What needs to be done: Search the listing for "with" and copy every line where it appears.

Material for the task:
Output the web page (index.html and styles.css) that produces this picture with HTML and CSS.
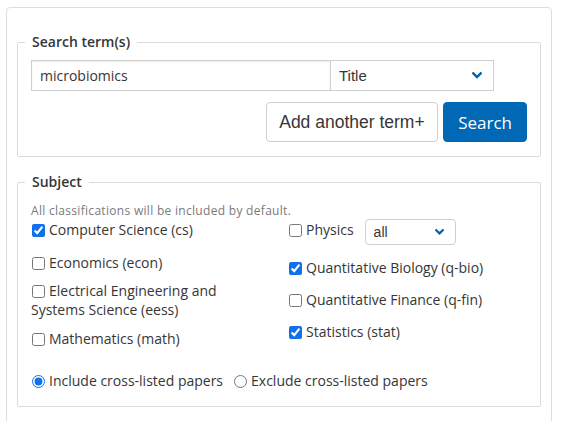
FILE: index.html
```html
<!DOCTYPE html>
<html lang="en">
<head>
<meta charset="utf-8">
<title>Advanced Search</title>
<link rel="stylesheet" href="styles.css">
</head>
<body>
<div class="page">
<div class="panel">
  <fieldset class="box terms">
    <legend>Search term(s)</legend>
    <div class="term-row">
      <input class="term-input" type="text" value="microbiomics">
      <div class="select title-select">
        <span>Title</span>
        <svg class="chev" width="10" height="7" viewBox="0 0 10 7"><path d="M1.3 1.3 L5 5 L8.7 1.3" fill="none" stroke="#0064ad" stroke-width="2.4" stroke-linecap="square"/></svg>
      </div>
    </div>
    <div class="actions">
      <button class="btn add" type="button">Add another term+</button>
      <button class="btn search" type="button">Search</button>
    </div>
  </fieldset>

  <fieldset class="box subject">
    <legend>Subject</legend>
    <p class="help">All classifications will be included by default.</p>
    <div class="cols">
      <div class="col left">
        <label class="check cs"><input type="checkbox" checked>Computer Science (cs)</label>
        <label class="check econ"><input type="checkbox">Economics (econ)</label>
        <label class="check eess"><input type="checkbox">Electrical Engineering and Systems Science (eess)</label>
        <label class="check math"><input type="checkbox">Mathematics (math)</label>
      </div>
      <div class="col right">
        <div class="physics">
          <label class="check"><input type="checkbox">Physics</label>
          <div class="select small-select">
            <span>all</span>
            <svg class="chev" width="9" height="6" viewBox="0 0 9 6"><path d="M1.2 1.2 L4.5 4.4 L7.8 1.2" fill="none" stroke="#0064ad" stroke-width="2.2" stroke-linecap="square"/></svg>
          </div>
        </div>
        <label class="check qbio"><input type="checkbox" checked>Quantitative Biology (q-bio)</label>
        <label class="check qfin"><input type="checkbox">Quantitative Finance (q-fin)</label>
        <label class="check stat"><input type="checkbox" checked>Statistics (stat)</label>
      </div>
    </div>
    <div class="radios">
      <label class="radio include"><input type="radio" name="cross" checked>Include cross-listed papers</label>
      <label class="radio"><input type="radio" name="cross">Exclude cross-listed papers</label>
    </div>
  </fieldset>
</div>
</div>
</body>
</html>
```

FILE: styles.css
```css
* { box-sizing: border-box; }

html, body {
  margin: 0;
  background: #fff;
}

body {
  font-family: "Open Sans", "DejaVu Sans", sans-serif;
  color: #363636;
}

.page {
  height: 421px;
  overflow: hidden;
  padding: 7px 0 0 6px;
}

.panel {
  width: 546px;
  height: 440px;
  border: 1px solid #dedede;
  border-radius: 4px;
  padding: 24px 10px 0;
}

.box {
  margin: 0;
  min-width: 0;
  border: 1px solid #dbdbdb;
  border-radius: 2px;
  padding: 8px 13px 14px;
}

.box legend {
  margin-left: -6px;
  padding: 0 7px;
  font-size: 14px;
  line-height: 20px;
  font-weight: 600;
  color: #363636;
}

.term-row {
  display: flex;
}

.term-input {
  width: 300px;
  height: 31px;
  margin: 0;
  border: 1px solid #cfcfcf;
  border-radius: 0;
  padding: 0 8px;
  font-family: "Open Sans", sans-serif;
  font-size: 14px;
  color: #363636;
  box-shadow: inset 0 1px 2px rgba(10, 10, 10, 0.08);
  outline: none;
}

.select {
  display: flex;
  align-items: center;
  justify-content: space-between;
  background: #fff;
  border: 1px solid #cfcfcf;
  font-family: "Liberation Sans", Arial, sans-serif;
  color: #363636;
}

.title-select {
  width: 164px;
  height: 31px;
  margin-left: -1px;
  padding: 0 11px 0 8px;
  font-size: 15px;
}

.chev { display: block; }

.actions {
  display: flex;
  justify-content: flex-end;
  gap: 5px;
  margin-top: 11px;
}

.btn {
  height: 40px;
  margin: 0;
  border-radius: 4px;
  cursor: pointer;
}

.add {
  padding: 0 12.5px;
  border: 1px solid #d0d0d0;
  background: #fff;
  color: #363636;
  font-family: "Liberation Sans", Arial, sans-serif;
  font-size: 17.5px;
}

.search {
  padding: 0 14px;
  border: 1px solid #0068b4;
  background: #0068b4;
  color: #fff;
  font-family: "Open Sans", sans-serif;
  font-size: 17px;
}

.subject {
  margin-top: 15px;
  padding: 11px 13px 16px;
}

.help {
  margin: 0;
  font-size: 12px;
  line-height: 16px;
  letter-spacing: 0.3px;
  color: #7a7a7a;
}

.cols {
  display: grid;
  grid-template-columns: 230px 1fr;
  column-gap: 27px;
}

.col {
  display: flex;
  flex-direction: column;
  align-items: flex-start;
}

.check, .radio {
  display: block;
  font-size: 14px;
  line-height: 19px;
  color: #363636;
}

.check input, .radio input {
  width: 13px;
  height: 13px;
  margin: 0 4px 0 1px;
  vertical-align: -2px;
  accent-color: #1170ec;
}

.left .cs { margin-top: 1px; }
.left .econ { margin-top: 14px; }
.left .eess { margin-top: 9px; }
.left .math { margin-top: 10px; }

.physics {
  display: flex;
  align-items: flex-start;
}

.physics .check { margin-top: 1px; }

.small-select {
  width: 91px;
  height: 26px;
  margin-left: 11px;
  padding: 0 11px 0 8px;
  border-radius: 4px;
  font-size: 14px;
}

.right .qbio { margin-top: 13px; }
.right .qfin { margin-top: 12.5px; }
.right .stat { margin-top: 13px; }

.radios {
  display: flex;
  margin-top: 23px;
}

.radio.include { margin-right: 10px; }
```
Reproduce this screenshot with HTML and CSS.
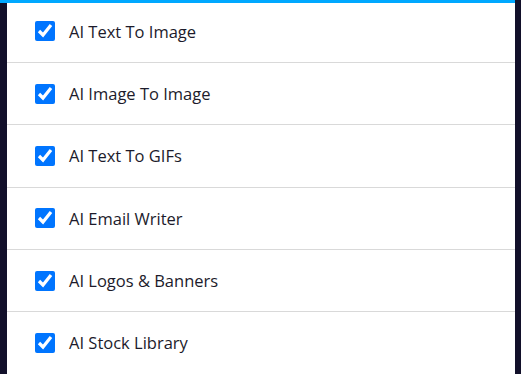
FILE: index.html
```html
<!DOCTYPE html>
<html lang="en">
<head>
    <meta charset="UTF-8">
    <title>AI Tools</title>
    <link rel="stylesheet" href="styles.css">
</head>
<body>
    <div class="top-bar"></div>
    <div class="panel">
        <ul class="tool-list">
            <li class="tool-item"><label><input type="checkbox" checked> AI Text To Image</label></li>
            <li class="tool-item"><label><input type="checkbox" checked> AI Image To Image</label></li>
            <li class="tool-item"><label><input type="checkbox" checked> AI Text To GIFs</label></li>
            <li class="tool-item"><label><input type="checkbox" checked> AI Email Writer</label></li>
            <li class="tool-item"><label><input type="checkbox" checked> AI Logos &amp; Banners</label></li>
            <li class="tool-item"><label><input type="checkbox" checked> AI Stock Library</label></li>
        </ul>
    </div>
</body>
</html>
```

FILE: styles.css
```css
body {
    margin: 0;
    background-color: #12102a; /* dark page behind the panel */
    font-family: "Open Sans", Arial, sans-serif;
    overflow: hidden;
}

/* thin blue strip along the top edge */
.top-bar {
    position: absolute;
    top: 0;
    left: 0;
    width: 515px;
    height: 3px;
    background-color: #00a8ff;
}

.panel {
    margin: 0 6px 0 7px;
    padding-top: 0.67px;
    background-color: #ffffff;
    height: 374px;
    box-sizing: border-box;
}

.tool-list {
    list-style: none;
    margin: 0;
    padding: 0;
}

.tool-item {
    height: 61.33px;
    border-bottom: 1px solid #d9d9d9;
    display: flex;
    align-items: center;
    padding-left: 28px;
}

.tool-item label {
    display: flex;
    align-items: center;
    gap: 14px;
    font-size: 16.5px;
    color: #1c1b2b;
    cursor: pointer;
}

.tool-item input[type="checkbox"] {
    width: 20px;
    height: 20px;
    margin: 0;
    accent-color: #0075ff;
}
```
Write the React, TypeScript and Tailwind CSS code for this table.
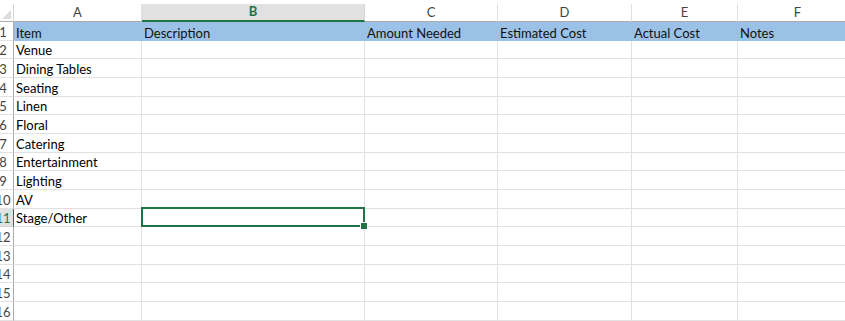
import React from "react";

const columns = [
  { key: "A", width: "w-[128px]" },
  { key: "B", width: "w-[223px]" },
  { key: "C", width: "w-[133px]" },
  { key: "D", width: "w-[134px]" },
  { key: "E", width: "w-[106px]" },
  { key: "F", width: "w-[120px]" },
];

const headerRow = ["Item", "Description", "Amount Needed", "Estimated Cost", "Actual Cost", "Notes"];

const items = [
  "Venue",
  "Dining Tables",
  "Seating",
  "Linen",
  "Floral",
  "Catering",
  "Entertainment",
  "Lighting",
  "AV",
  "Stage/Other",
  "",
  "",
  "",
  "",
  "",
];

const SELECTED_ROW = 11;
const SELECTED_COL = "B";

function RowHeader({ n }: { n: number }) {
  const active = n === SELECTED_ROW;
  return (
    <div
      className={
        active
          ? "w-[14px] shrink-0 overflow-hidden flex items-end border-r border-r-[#217346] border-b border-b-[#d4d4d4] bg-[#e1e1e1] text-[#217346]"
          : "w-[14px] shrink-0 overflow-hidden flex items-end border-r border-r-[#ababab] border-b border-b-[#e1e1e1] text-[#444]"
      }
    >
      <div className="w-[6px] shrink-0 flex justify-center whitespace-nowrap leading-[15px] text-[13px]">{n}</div>
    </div>
  );
}

export default function App() {
  return (
    <div
      className="w-[845px] h-[321px] overflow-hidden bg-white text-black"
      style={{ fontFamily: "Lato, 'Open Sans', sans-serif" }}
    >
      <div className="h-[4px]" />
      {/* column letters */}
      <div className="flex h-[18px]">
        <div className="w-[14px] shrink-0 relative border-b border-b-[#ababab] border-r border-r-[#d4d4d4]">
          <svg className="absolute right-[2px] bottom-[2px]" width="9" height="9" viewBox="0 0 9 9">
            <polygon points="9,0 9,9 0,9" fill="#dcdcdc" />
          </svg>
        </div>
        {columns.map((c) =>
          c.key === SELECTED_COL ? (
            <div
              key={c.key}
              className={`${c.width} shrink-0 flex items-center justify-center bg-[#e1e1e1] border-r border-r-[#d4d4d4] border-b-2 border-b-[#217346] text-[13px] font-bold text-[#217346]`}
            >
              {c.key}
            </div>
          ) : (
            <div
              key={c.key}
              className={`${c.width} shrink-0 flex items-center justify-center border-r border-r-[#e1e1e1] border-b border-b-[#ababab] text-[13px] text-[#444]`}
            >
              {c.key}
            </div>
          )
        )}
      </div>

      {/* row 1: header fill */}
      <div className="flex h-[18.67px]">
        <RowHeader n={1} />
        {columns.map((c, i) => (
          <div
            key={c.key}
            className={`${c.width} shrink-0 bg-[#9bc2e6] flex items-end pl-[2px] text-[13px] leading-[15px] whitespace-nowrap text-[#111]`}
          >
            {headerRow[i]}
          </div>
        ))}
      </div>

      {items.map((label, idx) => {
        const n = idx + 2;
        return (
          <div key={n} className="flex h-[18.67px]">
            <RowHeader n={n} />
            {columns.map((c, i) => (
              <div
                key={c.key}
                className={`${c.width} shrink-0 relative flex items-end pl-[2px] text-[13px] leading-[15px] whitespace-nowrap border-r border-r-[#e1e1e1] border-b border-b-[#e1e1e1]`}
              >
                {i === 0 ? label : ""}
                {n === SELECTED_ROW && c.key === SELECTED_COL && (
                  <div className="absolute left-[-1px] top-[-2px] right-[-1px] bottom-[-1px] border-2 border-[#217346] z-10">
                    <div className="absolute right-[-4px] bottom-[-4px] w-[6px] h-[6px] bg-[#217346] outline outline-1 outline-white" />
                  </div>
                )}
              </div>
            ))}
          </div>
        );
      })}
    </div>
  );
}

Answer in full:
Output the web page (index.html and styles.css) that produces this picture with HTML and CSS.
Reproduce this screenshot with HTML and CSS.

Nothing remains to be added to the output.